** start **

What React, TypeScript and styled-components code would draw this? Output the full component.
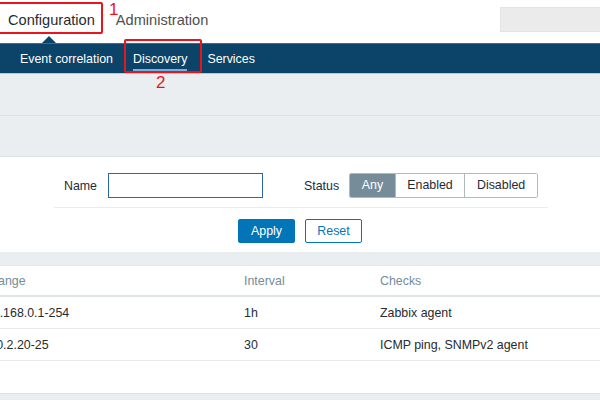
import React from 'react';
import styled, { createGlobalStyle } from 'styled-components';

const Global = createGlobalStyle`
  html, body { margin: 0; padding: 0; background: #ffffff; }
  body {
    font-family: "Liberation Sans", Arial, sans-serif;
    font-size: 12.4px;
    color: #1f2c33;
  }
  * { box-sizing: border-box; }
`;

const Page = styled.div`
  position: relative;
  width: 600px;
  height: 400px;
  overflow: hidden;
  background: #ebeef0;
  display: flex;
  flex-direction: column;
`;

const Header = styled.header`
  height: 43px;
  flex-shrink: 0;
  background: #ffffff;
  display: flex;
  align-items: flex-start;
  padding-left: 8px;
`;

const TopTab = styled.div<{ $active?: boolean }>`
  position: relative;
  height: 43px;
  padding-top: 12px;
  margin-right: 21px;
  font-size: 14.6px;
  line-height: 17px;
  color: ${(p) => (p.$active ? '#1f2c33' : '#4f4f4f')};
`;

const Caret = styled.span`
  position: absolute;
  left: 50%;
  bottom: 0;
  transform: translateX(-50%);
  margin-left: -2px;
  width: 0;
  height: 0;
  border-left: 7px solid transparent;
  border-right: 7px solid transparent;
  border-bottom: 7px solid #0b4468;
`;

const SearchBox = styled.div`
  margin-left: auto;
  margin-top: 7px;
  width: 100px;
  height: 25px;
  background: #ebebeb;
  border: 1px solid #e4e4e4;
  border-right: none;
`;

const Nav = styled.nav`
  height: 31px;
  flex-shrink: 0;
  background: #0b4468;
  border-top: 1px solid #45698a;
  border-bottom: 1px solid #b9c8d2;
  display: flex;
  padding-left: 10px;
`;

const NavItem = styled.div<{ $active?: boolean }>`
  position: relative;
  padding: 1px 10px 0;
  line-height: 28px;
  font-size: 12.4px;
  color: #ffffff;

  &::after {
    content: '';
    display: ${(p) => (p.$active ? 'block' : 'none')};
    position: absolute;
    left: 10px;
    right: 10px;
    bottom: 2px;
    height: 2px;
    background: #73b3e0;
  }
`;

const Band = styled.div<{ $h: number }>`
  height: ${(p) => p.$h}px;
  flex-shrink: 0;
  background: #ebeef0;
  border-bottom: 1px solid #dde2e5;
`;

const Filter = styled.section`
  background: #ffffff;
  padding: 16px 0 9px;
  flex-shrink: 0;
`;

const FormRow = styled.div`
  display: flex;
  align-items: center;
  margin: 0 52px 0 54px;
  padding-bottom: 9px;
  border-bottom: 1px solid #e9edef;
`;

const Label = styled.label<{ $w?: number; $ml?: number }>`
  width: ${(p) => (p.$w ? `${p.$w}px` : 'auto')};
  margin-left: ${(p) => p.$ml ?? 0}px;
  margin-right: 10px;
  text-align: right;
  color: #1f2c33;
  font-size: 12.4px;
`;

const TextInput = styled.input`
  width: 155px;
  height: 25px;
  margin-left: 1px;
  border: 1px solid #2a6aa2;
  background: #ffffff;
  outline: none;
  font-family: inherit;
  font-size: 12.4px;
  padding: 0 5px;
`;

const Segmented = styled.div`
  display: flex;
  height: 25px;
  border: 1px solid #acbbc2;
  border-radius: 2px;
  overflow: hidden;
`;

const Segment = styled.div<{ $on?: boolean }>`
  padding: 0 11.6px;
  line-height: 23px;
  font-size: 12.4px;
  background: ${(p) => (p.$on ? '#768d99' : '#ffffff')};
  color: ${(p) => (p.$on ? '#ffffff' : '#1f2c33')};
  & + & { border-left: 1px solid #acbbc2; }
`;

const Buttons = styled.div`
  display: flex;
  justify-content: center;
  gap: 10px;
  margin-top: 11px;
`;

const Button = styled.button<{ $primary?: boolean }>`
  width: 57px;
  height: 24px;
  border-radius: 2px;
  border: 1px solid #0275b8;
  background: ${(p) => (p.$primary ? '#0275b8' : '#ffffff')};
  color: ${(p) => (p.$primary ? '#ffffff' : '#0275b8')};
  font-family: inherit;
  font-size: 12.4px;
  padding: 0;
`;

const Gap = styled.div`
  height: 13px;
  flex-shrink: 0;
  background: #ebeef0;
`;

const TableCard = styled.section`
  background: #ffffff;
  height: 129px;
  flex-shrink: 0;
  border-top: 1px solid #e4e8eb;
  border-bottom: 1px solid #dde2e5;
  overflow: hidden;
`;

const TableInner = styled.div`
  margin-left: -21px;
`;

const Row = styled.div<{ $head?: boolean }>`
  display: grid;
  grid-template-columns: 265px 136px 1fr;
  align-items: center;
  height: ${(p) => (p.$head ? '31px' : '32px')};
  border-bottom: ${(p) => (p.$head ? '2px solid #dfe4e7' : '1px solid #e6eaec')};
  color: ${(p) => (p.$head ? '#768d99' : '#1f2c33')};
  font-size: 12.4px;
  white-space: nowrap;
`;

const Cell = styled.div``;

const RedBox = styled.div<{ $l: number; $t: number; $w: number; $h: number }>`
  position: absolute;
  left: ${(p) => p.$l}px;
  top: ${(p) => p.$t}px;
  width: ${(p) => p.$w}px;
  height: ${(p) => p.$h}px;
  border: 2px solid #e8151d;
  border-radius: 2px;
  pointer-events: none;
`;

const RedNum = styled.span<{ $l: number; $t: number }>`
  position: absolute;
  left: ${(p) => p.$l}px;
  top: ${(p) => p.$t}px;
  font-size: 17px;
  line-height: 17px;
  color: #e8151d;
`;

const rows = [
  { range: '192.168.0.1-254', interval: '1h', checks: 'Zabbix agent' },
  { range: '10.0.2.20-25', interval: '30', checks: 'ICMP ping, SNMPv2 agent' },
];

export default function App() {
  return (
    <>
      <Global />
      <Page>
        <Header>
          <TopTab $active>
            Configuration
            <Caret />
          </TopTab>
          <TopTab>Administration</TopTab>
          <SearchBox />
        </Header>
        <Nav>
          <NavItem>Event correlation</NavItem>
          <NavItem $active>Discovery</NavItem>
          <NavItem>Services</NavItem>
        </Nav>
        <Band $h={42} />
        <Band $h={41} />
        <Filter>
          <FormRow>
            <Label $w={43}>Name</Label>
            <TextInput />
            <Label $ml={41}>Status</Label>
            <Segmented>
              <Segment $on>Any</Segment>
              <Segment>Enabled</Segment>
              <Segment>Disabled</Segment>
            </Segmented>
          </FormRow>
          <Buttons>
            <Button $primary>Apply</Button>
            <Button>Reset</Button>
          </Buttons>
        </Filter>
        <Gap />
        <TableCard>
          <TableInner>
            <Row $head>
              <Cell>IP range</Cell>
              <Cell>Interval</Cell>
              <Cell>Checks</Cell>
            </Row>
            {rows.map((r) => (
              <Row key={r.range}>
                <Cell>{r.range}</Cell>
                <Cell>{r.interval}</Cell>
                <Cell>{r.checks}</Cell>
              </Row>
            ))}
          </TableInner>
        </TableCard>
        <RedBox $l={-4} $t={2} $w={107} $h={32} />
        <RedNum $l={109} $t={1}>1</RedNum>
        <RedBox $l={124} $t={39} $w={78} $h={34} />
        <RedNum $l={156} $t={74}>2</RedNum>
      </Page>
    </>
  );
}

** end **

Go through the material above and print all of it exactly, except the pictures.

Solution below
What React, TypeScript and styled-components code would draw this? Output the full component.
import React from 'react';
import styled, { createGlobalStyle } from 'styled-components';

const Global = createGlobalStyle`
  html, body { margin: 0; padding: 0; background: #ffffff; }
  body {
    font-family: "Liberation Sans", Arial, sans-serif;
    font-size: 12.4px;
    color: #1f2c33;
  }
  * { box-sizing: border-box; }
`;

const Page = styled.div`
  position: relative;
  width: 600px;
  height: 400px;
  overflow: hidden;
  background: #ebeef0;
  display: flex;
  flex-direction: column;
`;

const Header = styled.header`
  height: 43px;
  flex-shrink: 0;
  background: #ffffff;
  display: flex;
  align-items: flex-start;
  padding-left: 8px;
`;

const TopTab = styled.div<{ $active?: boolean }>`
  position: relative;
  height: 43px;
  padding-top: 12px;
  margin-right: 21px;
  font-size: 14.6px;
  line-height: 17px;
  color: ${(p) => (p.$active ? '#1f2c33' : '#4f4f4f')};
`;

const Caret = styled.span`
  position: absolute;
  left: 50%;
  bottom: 0;
  transform: translateX(-50%);
  margin-left: -2px;
  width: 0;
  height: 0;
  border-left: 7px solid transparent;
  border-right: 7px solid transparent;
  border-bottom: 7px solid #0b4468;
`;

const SearchBox = styled.div`
  margin-left: auto;
  margin-top: 7px;
  width: 100px;
  height: 25px;
  background: #ebebeb;
  border: 1px solid #e4e4e4;
  border-right: none;
`;

const Nav = styled.nav`
  height: 31px;
  flex-shrink: 0;
  background: #0b4468;
  border-top: 1px solid #45698a;
  border-bottom: 1px solid #b9c8d2;
  display: flex;
  padding-left: 10px;
`;

const NavItem = styled.div<{ $active?: boolean }>`
  position: relative;
  padding: 1px 10px 0;
  line-height: 28px;
  font-size: 12.4px;
  color: #ffffff;

  &::after {
    content: '';
    display: ${(p) => (p.$active ? 'block' : 'none')};
    position: absolute;
    left: 10px;
    right: 10px;
    bottom: 2px;
    height: 2px;
    background: #73b3e0;
  }
`;

const Band = styled.div<{ $h: number }>`
  height: ${(p) => p.$h}px;
  flex-shrink: 0;
  background: #ebeef0;
  border-bottom: 1px solid #dde2e5;
`;

const Filter = styled.section`
  background: #ffffff;
  padding: 16px 0 9px;
  flex-shrink: 0;
`;

const FormRow = styled.div`
  display: flex;
  align-items: center;
  margin: 0 52px 0 54px;
  padding-bottom: 9px;
  border-bottom: 1px solid #e9edef;
`;

const Label = styled.label<{ $w?: number; $ml?: number }>`
  width: ${(p) => (p.$w ? `${p.$w}px` : 'auto')};
  margin-left: ${(p) => p.$ml ?? 0}px;
  margin-right: 10px;
  text-align: right;
  color: #1f2c33;
  font-size: 12.4px;
`;

const TextInput = styled.input`
  width: 155px;
  height: 25px;
  margin-left: 1px;
  border: 1px solid #2a6aa2;
  background: #ffffff;
  outline: none;
  font-family: inherit;
  font-size: 12.4px;
  padding: 0 5px;
`;

const Segmented = styled.div`
  display: flex;
  height: 25px;
  border: 1px solid #acbbc2;
  border-radius: 2px;
  overflow: hidden;
`;

const Segment = styled.div<{ $on?: boolean }>`
  padding: 0 11.6px;
  line-height: 23px;
  font-size: 12.4px;
  background: ${(p) => (p.$on ? '#768d99' : '#ffffff')};
  color: ${(p) => (p.$on ? '#ffffff' : '#1f2c33')};
  & + & { border-left: 1px solid #acbbc2; }
`;

const Buttons = styled.div`
  display: flex;
  justify-content: center;
  gap: 10px;
  margin-top: 11px;
`;

const Button = styled.button<{ $primary?: boolean }>`
  width: 57px;
  height: 24px;
  border-radius: 2px;
  border: 1px solid #0275b8;
  background: ${(p) => (p.$primary ? '#0275b8' : '#ffffff')};
  color: ${(p) => (p.$primary ? '#ffffff' : '#0275b8')};
  font-family: inherit;
  font-size: 12.4px;
  padding: 0;
`;

const Gap = styled.div`
  height: 13px;
  flex-shrink: 0;
  background: #ebeef0;
`;

const TableCard = styled.section`
  background: #ffffff;
  height: 129px;
  flex-shrink: 0;
  border-top: 1px solid #e4e8eb;
  border-bottom: 1px solid #dde2e5;
  overflow: hidden;
`;

const TableInner = styled.div`
  margin-left: -21px;
`;

const Row = styled.div<{ $head?: boolean }>`
  display: grid;
  grid-template-columns: 265px 136px 1fr;
  align-items: center;
  height: ${(p) => (p.$head ? '31px' : '32px')};
  border-bottom: ${(p) => (p.$head ? '2px solid #dfe4e7' : '1px solid #e6eaec')};
  color: ${(p) => (p.$head ? '#768d99' : '#1f2c33')};
  font-size: 12.4px;
  white-space: nowrap;
`;

const Cell = styled.div``;

const RedBox = styled.div<{ $l: number; $t: number; $w: number; $h: number }>`
  position: absolute;
  left: ${(p) => p.$l}px;
  top: ${(p) => p.$t}px;
  width: ${(p) => p.$w}px;
  height: ${(p) => p.$h}px;
  border: 2px solid #e8151d;
  border-radius: 2px;
  pointer-events: none;
`;

const RedNum = styled.span<{ $l: number; $t: number }>`
  position: absolute;
  left: ${(p) => p.$l}px;
  top: ${(p) => p.$t}px;
  font-size: 17px;
  line-height: 17px;
  color: #e8151d;
`;

const rows = [
  { range: '192.168.0.1-254', interval: '1h', checks: 'Zabbix agent' },
  { range: '10.0.2.20-25', interval: '30', checks: 'ICMP ping, SNMPv2 agent' },
];

export default function App() {
  return (
    <>
      <Global />
      <Page>
        <Header>
          <TopTab $active>
            Configuration
            <Caret />
          </TopTab>
          <TopTab>Administration</TopTab>
          <SearchBox />
        </Header>
        <Nav>
          <NavItem>Event correlation</NavItem>
          <NavItem $active>Discovery</NavItem>
          <NavItem>Services</NavItem>
        </Nav>
        <Band $h={42} />
        <Band $h={41} />
        <Filter>
          <FormRow>
            <Label $w={43}>Name</Label>
            <TextInput />
            <Label $ml={41}>Status</Label>
            <Segmented>
              <Segment $on>Any</Segment>
              <Segment>Enabled</Segment>
              <Segment>Disabled</Segment>
            </Segmented>
          </FormRow>
          <Buttons>
            <Button $primary>Apply</Button>
            <Button>Reset</Button>
          </Buttons>
        </Filter>
        <Gap />
        <TableCard>
          <TableInner>
            <Row $head>
              <Cell>IP range</Cell>
              <Cell>Interval</Cell>
              <Cell>Checks</Cell>
            </Row>
            {rows.map((r) => (
              <Row key={r.range}>
                <Cell>{r.range}</Cell>
                <Cell>{r.interval}</Cell>
                <Cell>{r.checks}</Cell>
              </Row>
            ))}
          </TableInner>
        </TableCard>
        <RedBox $l={-4} $t={2} $w={107} $h={32} />
        <RedNum $l={109} $t={1}>1</RedNum>
        <RedBox $l={124} $t={39} $w={78} $h={34} />
        <RedNum $l={156} $t={74}>2</RedNum>
      </Page>
    </>
  );
}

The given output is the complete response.